LHS AVID program receives honor

By Nancy Gutierrez

Only 34 of the 17,000 schools nation-wide involved in the Advancement Via Individual Determination (AVID) program, have received a certificate of distinction for meeting the highest goals of the program.

Wednesday at a special meeting, Lindsay High School was presented with a certificate as one of those elite 43 by AVID's founder Mary Katheryn Swanson.

Avid is an in-school academic support program for students in fifth through 12th grade, that prepares students for college eligibility and courses. The program places students who are performing at an average level academically in advanced classes. A goal of the program is to level the playing field for minority, rural, low-income and other students who may be the first in their family to attend college.
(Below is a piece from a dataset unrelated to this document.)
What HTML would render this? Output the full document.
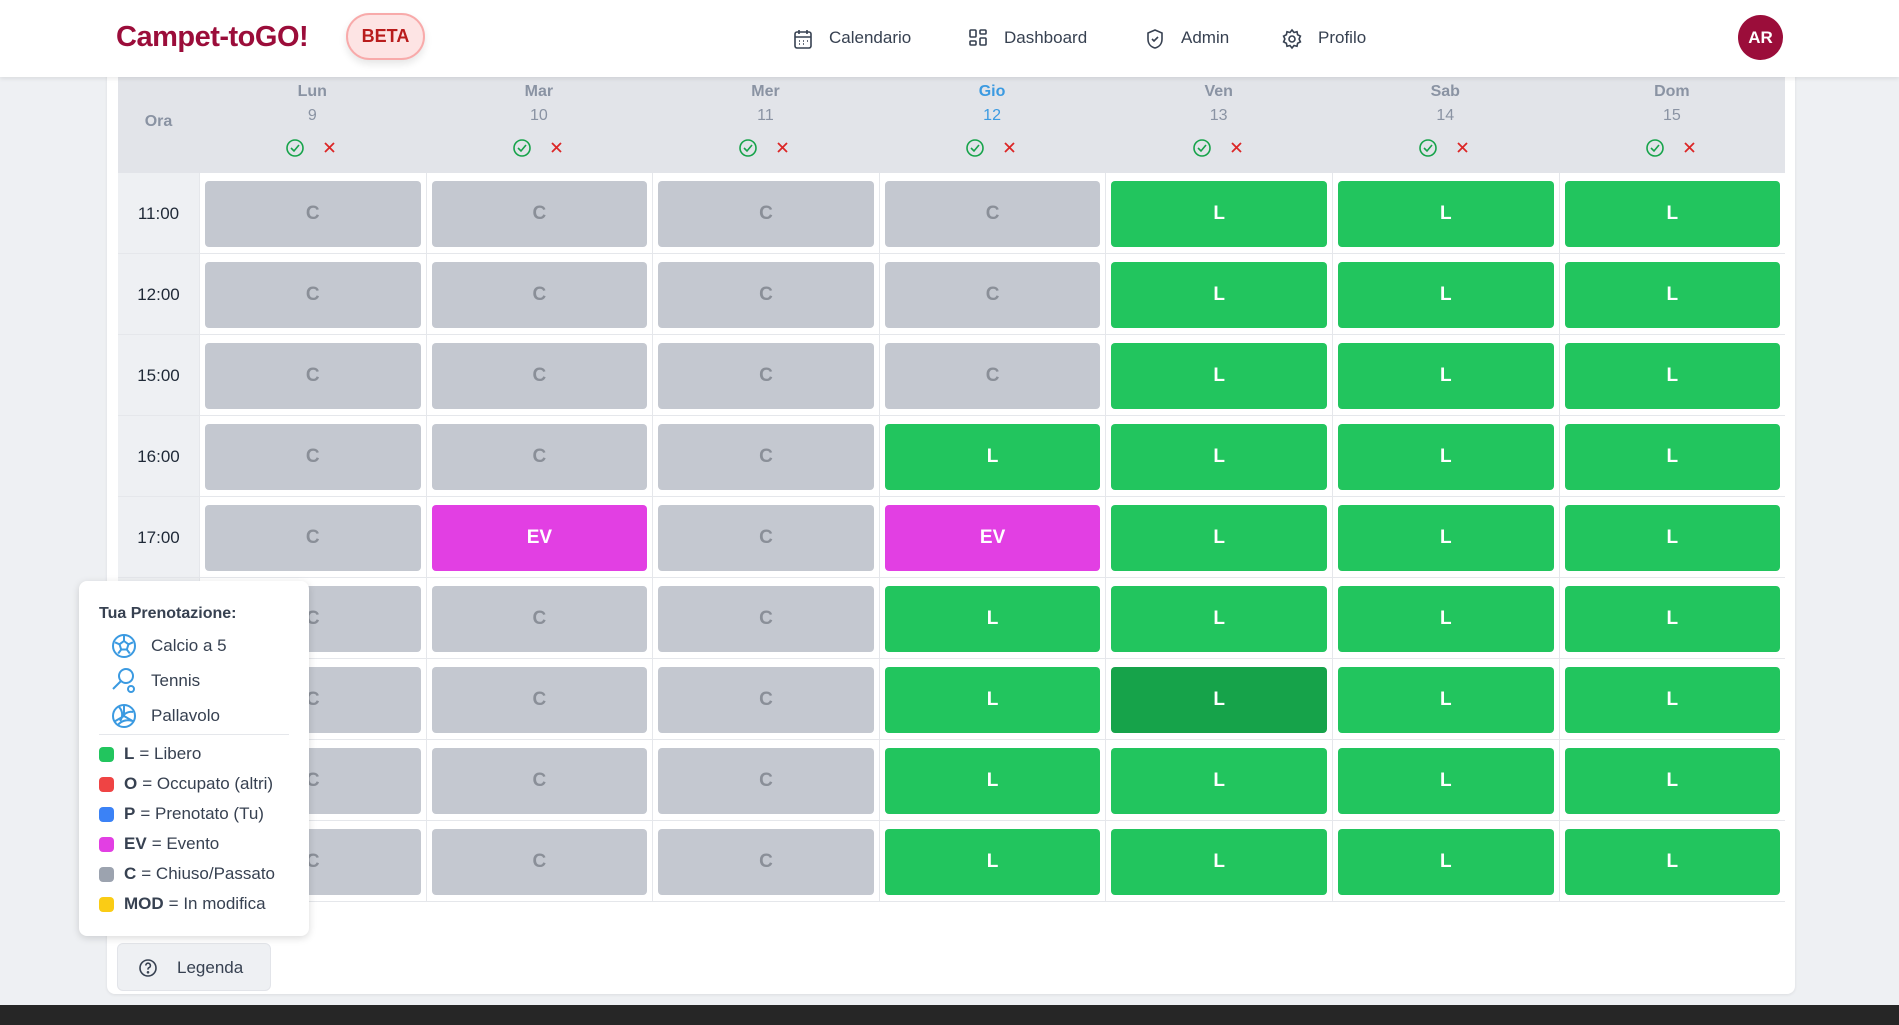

"AVID really makes you believe in the youth of today," LHS AVID coordinator Kathy Schiro said. "We are taking students who are maybe the first to graduate from high school or go to college and showing that they have the motivation to go to college, but they need academic support."

The Lindsay program was honored because of their high success rate. There are stringent requirements that must be met before receiving a certificate of distinction. All of the Seniors involved in the program must take the SAT or ACT. Seniors must have completed all of the academic requirements for college and students must have taken AP classes. Students usually start AVID as freshman and continue in the program until their senior year. One teacher is assigned to a class and acts as their advocate and guide throughout their high school career.

"You have to build a good rapport with and take a personal interest in the student," advising teacher Frank Schiro said.

Schiro's class provided the academic success that qualified LHS for the award. Of the 29 students in his AVID class 9 were accepted to a University of California and 20 to a California State University. What is significant is Lindsay achieved this honor with its second group of AVID students. Avid students are monitored as a class from thier freshman year until they graduate.

"It shows the real work that takes place day to day in Lindsay," Regional Coordinator Pam McGee said.

Proponents of the program stress that AVID is not a remedial or niche program but rather a support program that is utilized nationwide. AVID site teams are based on the notion that the success of students is a shared responsibility. Swanson created the program for students who have the right to choose to go to college but not the background to get them there.

"five-hundred Latino and African american students were bused in to a San Diego high school," she said. "The high school was very academic and the faculty was not used to teaching students who were English language learners and whose parents had not graduated high school or college."

Swanson decided to do something to prepare those students for college and provide them with a choice to do so.

"We recruited students who wanted to get through school but didn't know how to do it with excellence," she said.

Swanson said 77 percent of AVID students go on to attend a four-year college and 17 percent enroll in two-year institutions. There are 125 students involved in the AVID program at LHS. Schiro said she hopes to recruit enough students and teachers to have two groups from each class involved in the program.